| Collected material |
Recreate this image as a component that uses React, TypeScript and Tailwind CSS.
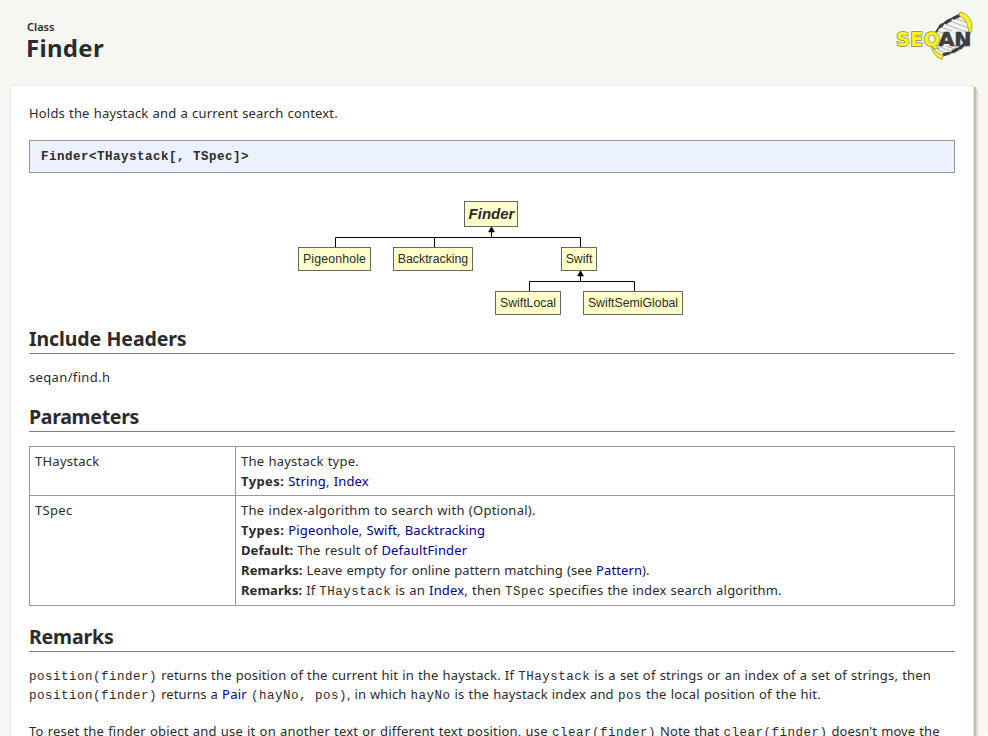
import type { ReactNode } from "react";

function Logo() {
  return (
    <svg width="90" height="60" viewBox="0 0 90 60">
      <path d="M43 33C46 22 56 13 69 10L80 17C82 29 72 46 54 50L45 44Z" fill="#f3f4f1" />
      <g stroke="#b4b4b2" strokeWidth="1">
        <path d="M60 16L79 23M55 19L79 28M51 22L62 26M47 26L56 29M64 13L78 18M50 42L66 48M56 41L70 46M63 41L73 44M48 45L60 50" />
      </g>
      <g fill="none" stroke="#423c40" strokeLinecap="round">
        <path d="M44 30C48 22 56 15 69 10.500" strokeWidth="1.800" />
        <path d="M56 17.500L60 15.200M64 13L69 10.800M50 21.500L52 20" strokeWidth="3.200" />
        <path d="M54 49.500C63 48 71 43 76 37" strokeWidth="1.800" />
        <path d="M54 49.500L58 48.500M63 46.500L67 44.500M70 43L74 39.500" strokeWidth="3.200" />
      </g>
      <path d="M70 7C76 8 81 13 82 20C82 25 81 28 79 31C79 23 77 14 69 10.500Z" fill="#fbf315" stroke="#85855a" strokeWidth=".7" />
      <path d="M41 40C44 45 48 49 53.500 50.500L52 54.500C46 52.500 42 47 41 40Z" fill="#fbf315" stroke="#85855a" strokeWidth=".7" />
      <g fontFamily="'DejaVu Sans', sans-serif" fontSize="20" fontWeight="700" letterSpacing="0" wordSpacing="0">
        <text x="6" y="40.500" textLength="44" lengthAdjust="spacingAndGlyphs" fill="#fbf315" stroke="#85855a" strokeWidth="1.400" paintOrder="stroke">SEQ</text>
        <text x="48.500" y="40.500" textLength="33" lengthAdjust="spacingAndGlyphs" fill="#423c40" stroke="#423c40" strokeWidth=".7">AN</text>
      </g>
    </svg>
  );
}

const NODES = [
  { label: "Finder", box: "left-[435px] top-[28px] h-[26px] w-[54px] pb-[2px] pl-px text-[15px] font-bold italic" },
  { label: "Pigeonhole", box: "left-[269px] top-[74px] h-[24px] w-[73px] text-[12.3px] tracking-[0.15px]" },
  { label: "Backtracking", box: "left-[364px] top-[74px] h-[24px] w-[80px] text-[12.3px]" },
  { label: "Swift", box: "left-[532px] top-[74px] h-[24px] w-[36px] text-[12.3px]" },
  { label: "SwiftLocal", box: "left-[466px] top-[118px] h-[24px] w-[66px] text-[12.3px]" },
  { label: "SwiftSemiGlobal", box: "left-[554px] top-[118px] h-[24px] w-[100px] text-[12.3px]" },
];

function Hierarchy() {
  return (
    <div className="relative h-[152px]">
      <svg className="absolute inset-0" width="926" height="152">
        <path d="M306.500 74V64.500H551.500V74M405.500 64V74M462.500 64V56M500.500 118V108.500H605.500V118M551.500 108V100" fill="none" stroke="#000" />
        <path d="M462.500 53.500L465.500 59H459.500ZM551.500 97.500L554.500 103H548.500Z" fill="#000" stroke="#000" strokeWidth=".5" />
      </svg>
      {NODES.map((n) => (
        <div key={n.label} className={`absolute flex items-center justify-center border border-[#666] bg-[#ffffcc] font-['Liberation_Sans',sans-serif] leading-none whitespace-nowrap ${n.box}`}>
          {n.label}
        </div>
      ))}
    </div>
  );
}

function Mono({ children }: { children: ReactNode }) {
  return <code className="font-['Liberation_Mono',monospace] text-[12.5px] leading-none tracking-[0.5px] [word-spacing:0]">{children}</code>;
}
function A({ children }: { children: ReactNode }) {
  return <a className="text-[#00008b]">{children}</a>;
}
function T({ t, children }: { t: string; children: ReactNode }) {
  return <span className={t}>{children}</span>;
}
function Heading({ className, children }: { className: string; children: ReactNode }) {
  return <h2 className={`h-[29px] border-b border-[#808080] text-[19.5px] leading-[28px] font-bold ${className}`}>{children}</h2>;
}

export default function App() {
  return (
    <div className="h-[736px] overflow-hidden rounded-b-[5px] bg-[#f6f7f2] pl-[10px] font-['Noto_Sans',sans-serif] text-[13px] leading-[20px] whitespace-nowrap text-[#2b2b2b] [word-spacing:0.5px]">
      <header className="flex h-[85px] justify-between pr-[8px] pl-[17px]">
        <div className="pt-[19px]">
          <div className="text-[11px] leading-[16px] font-semibold">Class</div>
          <h1 className="-ml-px text-[24px] leading-[26px] font-bold tracking-[0.3px]">Finder</h1>
        </div>
        <div className="pt-[5px]"><Logo /></div>
      </header>
      <main className="h-[700px] w-[964px] border border-[#ebebe8] bg-white px-[18px] pt-[17px] shadow-[2px_2px_0_#c5bda8,4px_4px_0_#ddd8cb]">
        <p className="tracking-[0.18px]">Holds the haystack and a current search context.</p>
        <div className="mt-[17px] flex h-[33px] items-center border border-[#999] bg-[#ebf1ff] pt-[2px] pl-[11px] font-bold">
          <Mono>Finder&lt;THaystack[, TSpec]&gt;</Mono>
        </div>
        <Hierarchy />
        <Heading className="tracking-[-0.1px]">Include Headers</Heading>
        <p className="mt-[13px] tracking-[0.35px]">seqan/find.h</p>
        <Heading className="mt-[16px] tracking-[-0.3px]">Parameters</Heading>
        <div className="mt-[14px] grid grid-cols-[206px_1fr] border border-[#999]">
          <div className="h-[49px] border-r border-b border-[#999] px-[5px] pt-[4px] tracking-[0.25px]">THaystack</div>
          <div className="border-b border-[#999] px-[5px] pt-[4px]">
            <div className="tracking-[0.23px]">The haystack type.</div>
            <div className="tracking-[0.17px]"><b className="tracking-[0.4px]">Types:</b> <A>String</A>, <A>Index</A></div>
          </div>
          <div className="h-[109px] border-r border-[#999] px-[5px] pt-[4px] tracking-[0.3px]">TSpec</div>
          <div className="px-[5px] pt-[4px]">
            <div className="tracking-[0.26px]">The index-algorithm to search with (Optional).</div>
            <div className="tracking-[0.15px]"><b className="tracking-[0.4px]">Types:</b> <A>Pigeonhole</A>, <A>Swift</A>, <A>Backtracking</A></div>
            <div className="tracking-[0.19px]"><b className="tracking-[0.08px]">Default:</b> The result of <A>DefaultFinder</A></div>
            <div className="tracking-[0.1px]"><b>Remarks:</b> Leave empty for online pattern matching (see <A>Pattern</A>).</div>
            <div className="tracking-[0.18px]"><b className="tracking-[0.05px]">Remarks:</b> <T t="tracking-normal">If</T> <Mono>THaystack</Mono> is an <A>Index</A>, then <Mono>TSpec</Mono> <T t="tracking-[0.2px]">specifies the index search algorithm.</T></div>
          </div>
        </div>
        <Heading className="mt-[17px] tracking-[-0.17px]">Remarks</Heading>
        <p className="mt-[14px] leading-[19px] tracking-[0.2px]">
          <Mono>position(finder)</Mono> <T t="tracking-[0.16px]">returns the position of the current hit in the haystack. If</T> <Mono>THaystack</Mono> is a set of strings or an index of a set of strings, then
          <br />
          <Mono>position(finder)</Mono> <T t="tracking-[0.1px]">returns a</T> <A>Pair</A> <Mono>(hayNo, pos)</Mono><T t="tracking-[0.1px]">, in which</T> <Mono>hayNo</Mono> <T t="tracking-[0.16px]">is the haystack index and</T> <Mono>pos</Mono> the local position of the hit.
        </p>
        <p className="mt-[18px] leading-[19px] tracking-[0.2px]">
          To reset the finder object and use it on another text or different text position, use <Mono>clear(finder)</Mono> <T t="tracking-[0.1px]">Note that</T> <Mono>clear(finder)</Mono> <T t="tracking-[0.1px]">doesn't move the</T>
        </p>
      </main>
    </div>
  );
}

| Given request |
Copy and report every line where the word "that" is present.

| Response to the exercise |
Recreate this image as a component that uses React, TypeScript and Tailwind CSS.
          To reset the finder object and use it on another text or different text position, use <Mono>clear(finder)</Mono> <T t="tracking-[0.1px]">Note that</T> <Mono>clear(finder)</Mono> <T t="tracking-[0.1px]">doesn't move the</T>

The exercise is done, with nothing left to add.